Echange de bons procédés: Washington a accordé cette semaine son feu vert à une banque chinoise pour ouvrir une chambre de compensation en yuans à New York.

Envolée des importations

Un assouplissement marginal de l’embargo chinois sur le boeuf américain avait été annoncé dès 2006 par Pékin, mais ne s’était jamais concrétisé.

Pour les éleveurs américains, confrontés à un fort gonflement de l’offre intérieure et à un déclin marqué des prix, la réouverture de marchés à l’export auxquels ils n’avaient plus accès était devenue une nécessité cruciale.

Les Etats-Unis ont salué ce “premier pas” tout en déplorant que “d’autres étapes” soient nécessaires avant que le boeuf américain soit de nouveau en vente en Chine, notamment la publication du rapport final des autorités de Pékin.

“Un accès plein et entier au marché chinois du boeuf (…) est une des plus grandes priorités pour les Etats-Unis”, a commenté le représentant au Commerce extérieur américain (USTR), Michael Froman, dans un communiqué.

Le Brésil, qui avait également maintenu un embargo ancien sur le boeuf américain, a d’ailleurs repris langue avec les Etats-Unis en août pour une levée des interdictions croisées des deux pays sur des produits carnés.

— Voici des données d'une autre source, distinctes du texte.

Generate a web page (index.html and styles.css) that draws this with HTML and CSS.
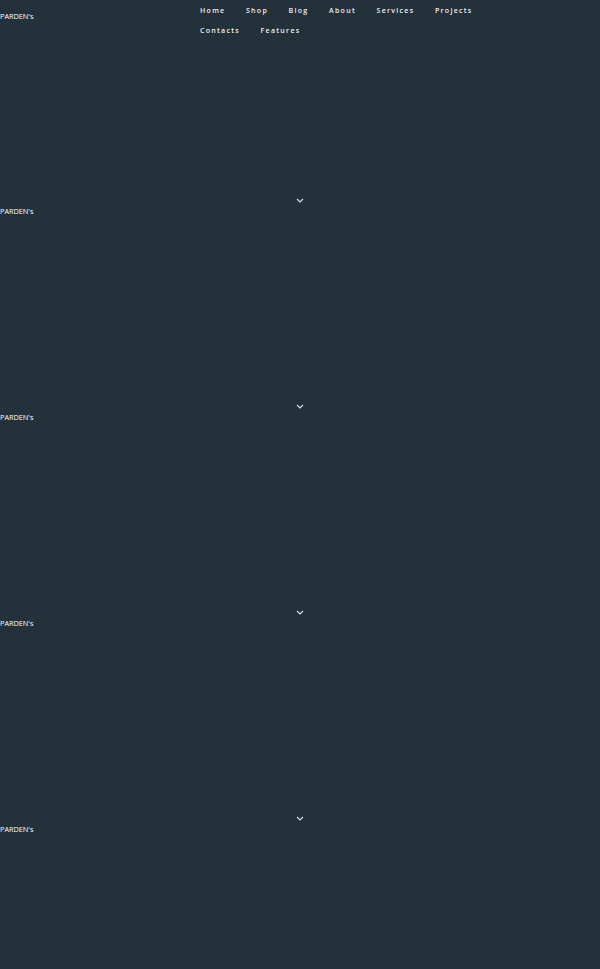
FILE: index.html
```html
<!DOCTYPE html>
<html lang="en">
<head>
  <meta charset="UTF-8" />
  <meta name="viewport" content="width=device-width, initial-scale=1.0"/>
  <title>PARDEN's</title>
  <link rel="stylesheet" href="styles.css">
</head>
<body>

  <!-- Intro section with navigation -->
  <div class="section">
    <div class="header">
      <div class="logo logo-top">PARDEN's</div>
      <ul class="nav">
        <li>Home</li>
        <li>Shop</li>
        <li>Blog</li>
        <li>About</li>
        <li>Services</li>
        <li>Projects</li>
        <li>Contacts</li>
        <li>Features</li>
      </ul>
    </div>
    <div class="scroll-down">
      <svg width="8" height="5" viewBox="0 0 8 5"><path d="M1 1 L4 4 L7 1" fill="none" stroke="#d8dde0" stroke-width="1.2"/></svg>
    </div>
  </div>

  <div class="section">
    <div class="logo">PARDEN's</div>
    <div class="scroll-down">
      <svg width="8" height="5" viewBox="0 0 8 5"><path d="M1 1 L4 4 L7 1" fill="none" stroke="#d8dde0" stroke-width="1.2"/></svg>
    </div>
  </div>

  <div class="section">
    <div class="logo">PARDEN's</div>
    <div class="scroll-down">
      <svg width="8" height="5" viewBox="0 0 8 5"><path d="M1 1 L4 4 L7 1" fill="none" stroke="#d8dde0" stroke-width="1.2"/></svg>
    </div>
  </div>

  <div class="section">
    <div class="logo">PARDEN's</div>
    <div class="scroll-down">
      <svg width="8" height="5" viewBox="0 0 8 5"><path d="M1 1 L4 4 L7 1" fill="none" stroke="#d8dde0" stroke-width="1.2"/></svg>
    </div>
  </div>

  <div class="section">
    <div class="logo">PARDEN's</div>
  </div>

</body>
</html>
```

FILE: styles.css
```css
* { margin: 0; padding: 0; box-sizing: border-box; font-family: 'Open Sans', sans-serif; }
body { background-color: #22313a; color: #f2f2f2; overflow: hidden; }
.section {
  height: 206px;
  display: flex;
  flex-direction: column;
  padding-bottom: 3px;
}
.header { display: flex; align-items: flex-start; }
.logo { font-size: 7.3px; line-height: 10px; color: #ffffff; }
.logo-top { width: 200px; padding-top: 11px; }
.nav {
  list-style: none;
  display: flex;
  flex-wrap: wrap;
  width: 300px;
  padding-top: 1px;
}
.nav li {
  font-size: 7px;
  font-weight: 600;
  letter-spacing: 1.3px;
  line-height: 19.5px;
  margin-right: 20.5px;
  color: #f0f0f0;
}
.scroll-down {
  margin-top: auto;
  display: flex;
  justify-content: center;
  line-height: 0;
}
```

La Chine, elle, constitue un marché prometteur: la consommation annuelle de boeuf dans le pays s’est élevée en 2015 à 3,8 kg par habitant, contre moins de 3 kg en 2005, selon l’OCDE.

D’après des estimations distinctes du ministère américain de l’Agriculture (USDA), la consommation chinoise de boeuf et de veau devrait gonfler cette année de 3,4% à 7,59 millions de tonnes –excédant une production locale de 6,79 millions de tonnes.

D’ici à 2025, il faudra 2,2 millions de tonnes de boeuf supplémentaires, dont 20% importés, pour satisfaire l’accroissement de la demande chinoise, juge de son côté la banque néerlandaise Rabobank.

Déjà, les importations de boeuf explosent: cette année, la Chine devrait en importer 825.000 tonnes, soit un bond de 24% par rapport à 2015, anticipe l’USDA.

Ces importations viennent principalement du Brésil, de l’Uruguay et de l’Australie pour les produits congelés, et quasi-uniquement d’Australie pour les morceaux frais, selon les douanes chinoises.

Le Brésil, autre grand producteur également compromis par des cas d’ESB et objet d’un embargo chinois, avait été autorisé à exporter à nouveau vers la Chine seulement l’an dernier. Il est rapidement parvenu à rogner des parts de marché à l’Australie.

Ces deux pays pourraient pâtir de l’entrée en lice des exportateurs américains. En 2002, environ 70% du boeuf importé par la Chine venait des Etats-Unis, selon Rabobank.

Symptôme d’un appétit plus acéré, “les prix du boeuf se sont envolés en Chine et sont à présent quatre fois plus élevés qu’en l’an 2000”, observe Rabobank, notant toutefois que les Chinois “sont plus tolérants” au renchérissement de la viande.

La Chine est déjà le premier pays consommateur de porc. Elle avait multiplié par deux, sur les quatre premiers mois de 2016, ses importations en provenance d’Europe, selon le Marché du porc breton (MPB).

Le géant asiatique était par ailleurs en 2015 le deuxième importateur de produits agricoles américains, selon l’USDA, avec des importations en hausse de plus de 200% en l’espace d’une décennie.